■ GIVEN PROBLEM
Transcribe the lines below verbatim, skipping the images.

____ DATASET ROWS

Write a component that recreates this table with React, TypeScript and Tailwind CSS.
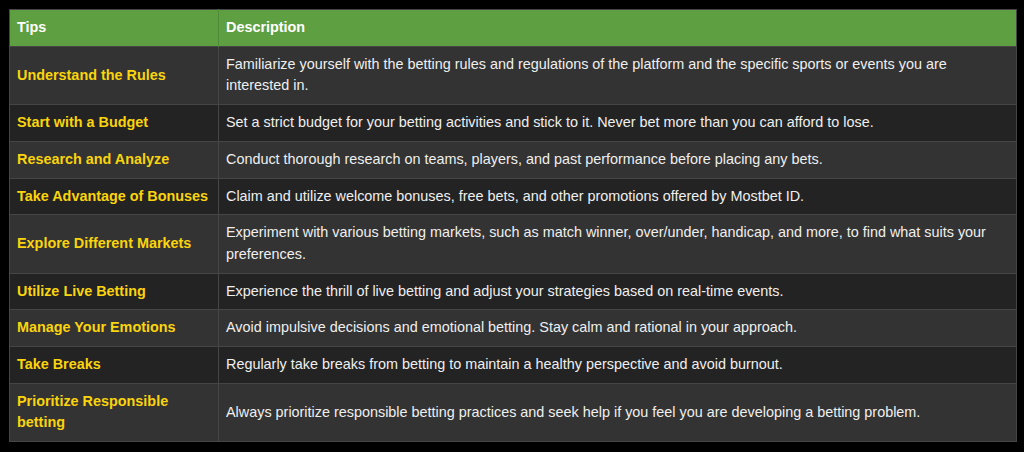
const rows: [string, string][] = [
  [
    "Understand the Rules",
    "Familiarize yourself with the betting rules and regulations of the platform and the specific sports or events you are interested in.",
  ],
  ["Start with a Budget", "Set a strict budget for your betting activities and stick to it. Never bet more than you can afford to lose."],
  ["Research and Analyze", "Conduct thorough research on teams, players, and past performance before placing any bets."],
  ["Take Advantage of Bonuses", "Claim and utilize welcome bonuses, free bets, and other promotions offered by Mostbet ID."],
  [
    "Explore Different Markets",
    "Experiment with various betting markets, such as match winner, over/under, handicap, and more, to find what suits your preferences.",
  ],
  ["Utilize Live Betting", "Experience the thrill of live betting and adjust your strategies based on real-time events."],
  ["Manage Your Emotions", "Avoid impulsive decisions and emotional betting. Stay calm and rational in your approach."],
  ["Take Breaks", "Regularly take breaks from betting to maintain a healthy perspective and avoid burnout."],
  [
    "Prioritize Responsible betting",
    "Always prioritize responsible betting practices and seek help if you feel you are developing a betting problem.",
  ],
];

export default function App() {
  return (
    <div className="h-[452px] w-[1024px] bg-black p-[9px] pr-[7px] font-['Liberation_Sans',Arial,sans-serif] text-[14.4px] leading-[21.7px]">
      <table className="w-full table-fixed border-collapse border border-[#454545]">
        <colgroup>
          <col className="w-[209px]" />
          <col />
        </colgroup>
        <thead>
          <tr className="bg-[#5e9f42] text-left font-bold text-white">
            <th className="border-r border-[#4e8a35] py-[7px] pr-2 pl-[7px]">Tips</th>
            <th className="py-[7px] pr-2 pl-[7px]">Description</th>
          </tr>
        </thead>
        <tbody>
          {rows.map(([tip, description], i) => (
            <tr key={tip} className={i % 2 === 0 ? "bg-[#333333]" : "bg-[#232323]"}>
              <td className="border-t border-r border-[#454545] py-[7px] pr-2 pl-[7px] align-middle font-bold text-[#fad40c]">{tip}</td>
              <td className="border-t border-[#454545] py-[7px] pr-2 pl-[7px] align-middle text-[#efefef]">{description}</td>
            </tr>
          ))}
        </tbody>
      </table>
    </div>
  );
}
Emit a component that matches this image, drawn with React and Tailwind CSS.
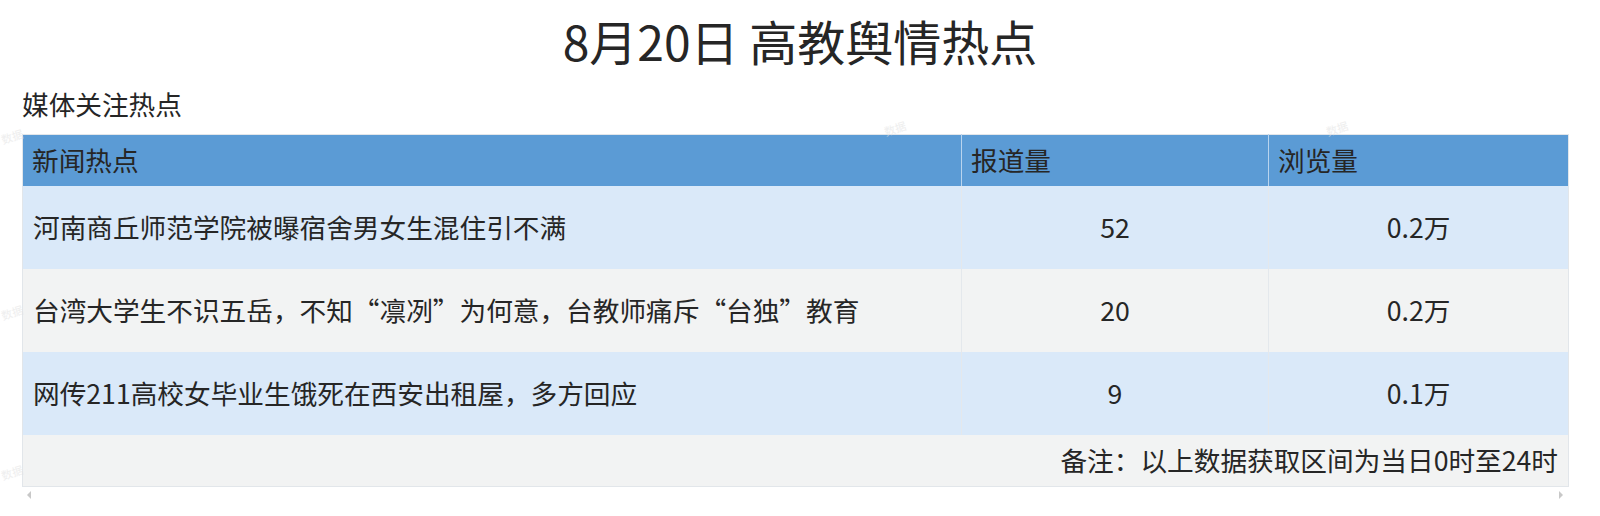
const rows = [
  { title: '河南商丘师范学院被曝宿舍男女生混住引不满', reports: '52', views: '0.2万', bg: 'bg-[#dae9f9]' },
  { title: '台湾大学生不识五岳，不知“凛冽”为何意，台教师痛斥“台独”教育', reports: '20', views: '0.2万', bg: 'bg-[#f2f3f3]' },
  { title: '网传211高校女毕业生饿死在西安出租屋，多方回应', reports: '9', views: '0.1万', bg: 'bg-[#dae9f9]' },
];

const marks = [
  'left-[1px] top-[128px]',
  'left-[884px] top-[120px]',
  'left-[1326px] top-[120px]',
  'left-[1px] top-[304px]',
  'left-[1px] top-[464px]',
];

function App() {
  return (
    <div className="relative w-[1600px] h-[516px] bg-white text-[#262626] overflow-hidden font-['Noto_Sans_CJK_SC','Noto_Sans',sans-serif]">
      <h1 className="pt-[4px] text-center text-[48px] leading-[72px] font-normal">
        8月20日 高教舆情热点
      </h1>
      <p className="mt-[8px] pl-[22px] text-[26.67px] leading-[40px]">媒体关注热点</p>

      <div className="mt-[10px] pl-[22px] pr-[32px]">
        <table className="w-[1546px] table-fixed border-collapse border border-[#e2e6ea]">
          <colgroup>
            <col className="w-[939px]" />
            <col className="w-[307px]" />
            <col className="w-[300px]" />
          </colgroup>
          <thead>
            <tr className="h-[51px] bg-[#5b9bd5] text-[26.67px] text-left">
              <th className="px-[9px] font-normal border-r border-[#b9d4ee]">新闻热点</th>
              <th className="px-[9px] font-normal border-r border-[#b9d4ee]">报道量</th>
              <th className="px-[9px] font-normal">浏览量</th>
            </tr>
          </thead>
          <tbody>
            {rows.map((row) => (
              <tr key={row.title} className={`h-[83px] text-[26.67px] ${row.bg}`}>
                <td className="px-[10px] border-r border-[#e4e8ec]">{row.title}</td>
                <td className="text-center border-r border-[#e4e8ec]">{row.reports}</td>
                <td className="text-center">{row.views}</td>
              </tr>
            ))}
            <tr className="h-[52px] bg-[#f2f3f3]">
              <td colSpan={3} className="pr-[10px] text-right text-[26.67px]">
                备注：以上数据获取区间为当日0时至24时
              </td>
            </tr>
          </tbody>
        </table>
        <div className="flex justify-between items-center px-[5px] h-[16px]">
          <span className="w-0 h-0 border-y-[4px] border-y-transparent border-r-[4px] border-r-[#c8c8c8]" />
          <span className="w-0 h-0 border-y-[4px] border-y-transparent border-l-[4px] border-l-[#c8c8c8]" />
        </div>
      </div>

      {marks.map((pos) => (
        <span
          key={pos}
          className={`absolute ${pos} -rotate-[18deg] text-[11px] text-[#e4e4e4] opacity-60 pointer-events-none`}
        >
          数据
        </span>
      ))}
    </div>
  );
}

export default App;
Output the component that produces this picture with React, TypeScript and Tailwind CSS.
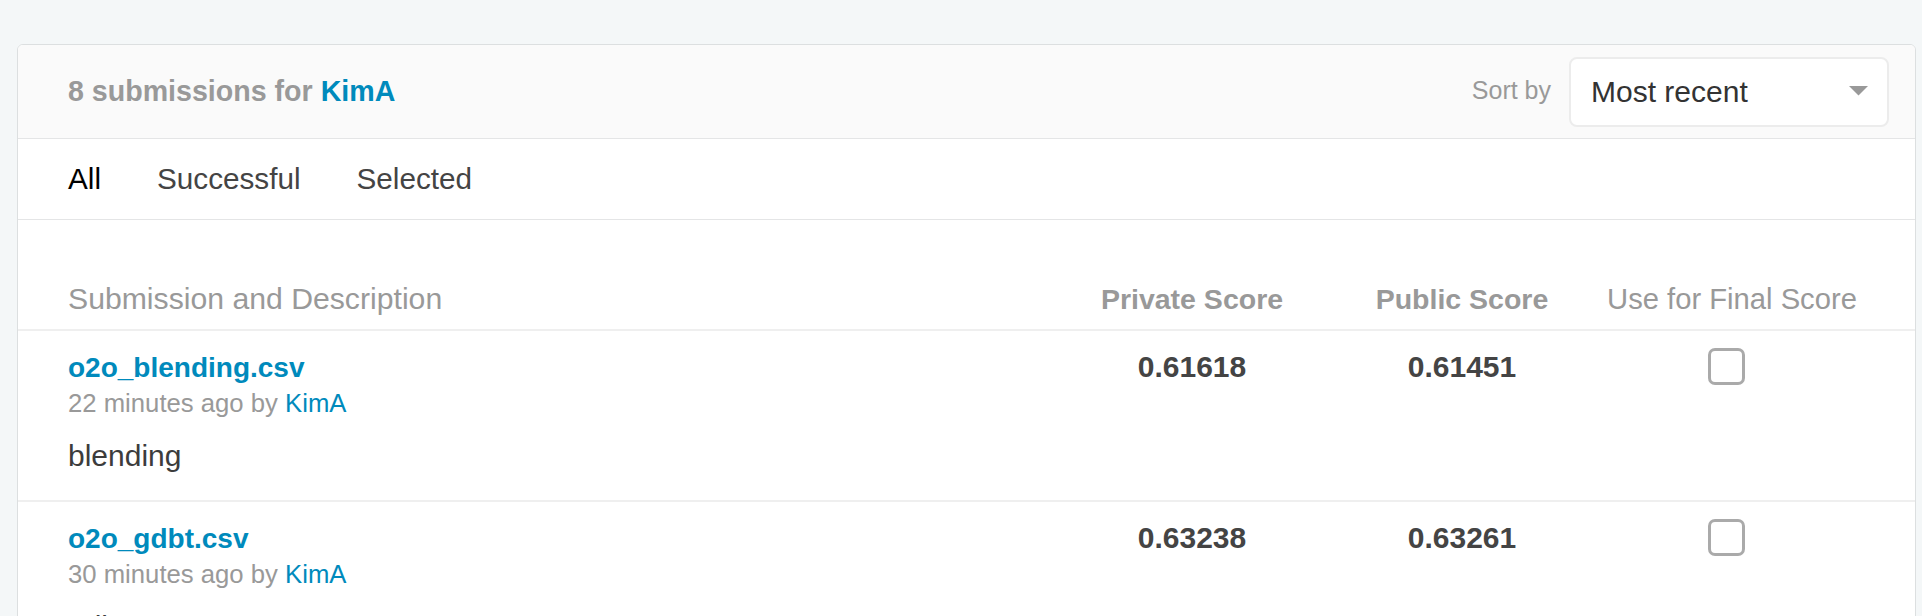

________

■ EXERCISE ANSWER
Write a component that recreates this table with React, TypeScript and Tailwind CSS.
const rows: [string, string][] = [
  [
    "Understand the Rules",
    "Familiarize yourself with the betting rules and regulations of the platform and the specific sports or events you are interested in.",
  ],
  ["Start with a Budget", "Set a strict budget for your betting activities and stick to it. Never bet more than you can afford to lose."],
  ["Research and Analyze", "Conduct thorough research on teams, players, and past performance before placing any bets."],
  ["Take Advantage of Bonuses", "Claim and utilize welcome bonuses, free bets, and other promotions offered by Mostbet ID."],
  [
    "Explore Different Markets",
    "Experiment with various betting markets, such as match winner, over/under, handicap, and more, to find what suits your preferences.",
  ],
  ["Utilize Live Betting", "Experience the thrill of live betting and adjust your strategies based on real-time events."],
  ["Manage Your Emotions", "Avoid impulsive decisions and emotional betting. Stay calm and rational in your approach."],
  ["Take Breaks", "Regularly take breaks from betting to maintain a healthy perspective and avoid burnout."],
  [
    "Prioritize Responsible betting",
    "Always prioritize responsible betting practices and seek help if you feel you are developing a betting problem.",
  ],
];

export default function App() {
  return (
    <div className="h-[452px] w-[1024px] bg-black p-[9px] pr-[7px] font-['Liberation_Sans',Arial,sans-serif] text-[14.4px] leading-[21.7px]">
      <table className="w-full table-fixed border-collapse border border-[#454545]">
        <colgroup>
          <col className="w-[209px]" />
          <col />
        </colgroup>
        <thead>
          <tr className="bg-[#5e9f42] text-left font-bold text-white">
            <th className="border-r border-[#4e8a35] py-[7px] pr-2 pl-[7px]">Tips</th>
            <th className="py-[7px] pr-2 pl-[7px]">Description</th>
          </tr>
        </thead>
        <tbody>
          {rows.map(([tip, description], i) => (
            <tr key={tip} className={i % 2 === 0 ? "bg-[#333333]" : "bg-[#232323]"}>
              <td className="border-t border-r border-[#454545] py-[7px] pr-2 pl-[7px] align-middle font-bold text-[#fad40c]">{tip}</td>
              <td className="border-t border-[#454545] py-[7px] pr-2 pl-[7px] align-middle text-[#efefef]">{description}</td>
            </tr>
          ))}
        </tbody>
      </table>
    </div>
  );
}
Emit a component that matches this image, drawn with React and Tailwind CSS.
const rows = [
  { title: '河南商丘师范学院被曝宿舍男女生混住引不满', reports: '52', views: '0.2万', bg: 'bg-[#dae9f9]' },
  { title: '台湾大学生不识五岳，不知“凛冽”为何意，台教师痛斥“台独”教育', reports: '20', views: '0.2万', bg: 'bg-[#f2f3f3]' },
  { title: '网传211高校女毕业生饿死在西安出租屋，多方回应', reports: '9', views: '0.1万', bg: 'bg-[#dae9f9]' },
];

const marks = [
  'left-[1px] top-[128px]',
  'left-[884px] top-[120px]',
  'left-[1326px] top-[120px]',
  'left-[1px] top-[304px]',
  'left-[1px] top-[464px]',
];

function App() {
  return (
    <div className="relative w-[1600px] h-[516px] bg-white text-[#262626] overflow-hidden font-['Noto_Sans_CJK_SC','Noto_Sans',sans-serif]">
      <h1 className="pt-[4px] text-center text-[48px] leading-[72px] font-normal">
        8月20日 高教舆情热点
      </h1>
      <p className="mt-[8px] pl-[22px] text-[26.67px] leading-[40px]">媒体关注热点</p>

      <div className="mt-[10px] pl-[22px] pr-[32px]">
        <table className="w-[1546px] table-fixed border-collapse border border-[#e2e6ea]">
          <colgroup>
            <col className="w-[939px]" />
            <col className="w-[307px]" />
            <col className="w-[300px]" />
          </colgroup>
          <thead>
            <tr className="h-[51px] bg-[#5b9bd5] text-[26.67px] text-left">
              <th className="px-[9px] font-normal border-r border-[#b9d4ee]">新闻热点</th>
              <th className="px-[9px] font-normal border-r border-[#b9d4ee]">报道量</th>
              <th className="px-[9px] font-normal">浏览量</th>
            </tr>
          </thead>
          <tbody>
            {rows.map((row) => (
              <tr key={row.title} className={`h-[83px] text-[26.67px] ${row.bg}`}>
                <td className="px-[10px] border-r border-[#e4e8ec]">{row.title}</td>
                <td className="text-center border-r border-[#e4e8ec]">{row.reports}</td>
                <td className="text-center">{row.views}</td>
              </tr>
            ))}
            <tr className="h-[52px] bg-[#f2f3f3]">
              <td colSpan={3} className="pr-[10px] text-right text-[26.67px]">
                备注：以上数据获取区间为当日0时至24时
              </td>
            </tr>
          </tbody>
        </table>
        <div className="flex justify-between items-center px-[5px] h-[16px]">
          <span className="w-0 h-0 border-y-[4px] border-y-transparent border-r-[4px] border-r-[#c8c8c8]" />
          <span className="w-0 h-0 border-y-[4px] border-y-transparent border-l-[4px] border-l-[#c8c8c8]" />
        </div>
      </div>

      {marks.map((pos) => (
        <span
          key={pos}
          className={`absolute ${pos} -rotate-[18deg] text-[11px] text-[#e4e4e4] opacity-60 pointer-events-none`}
        >
          数据
        </span>
      ))}
    </div>
  );
}

export default App;
Output the component that produces this picture with React, TypeScript and Tailwind CSS.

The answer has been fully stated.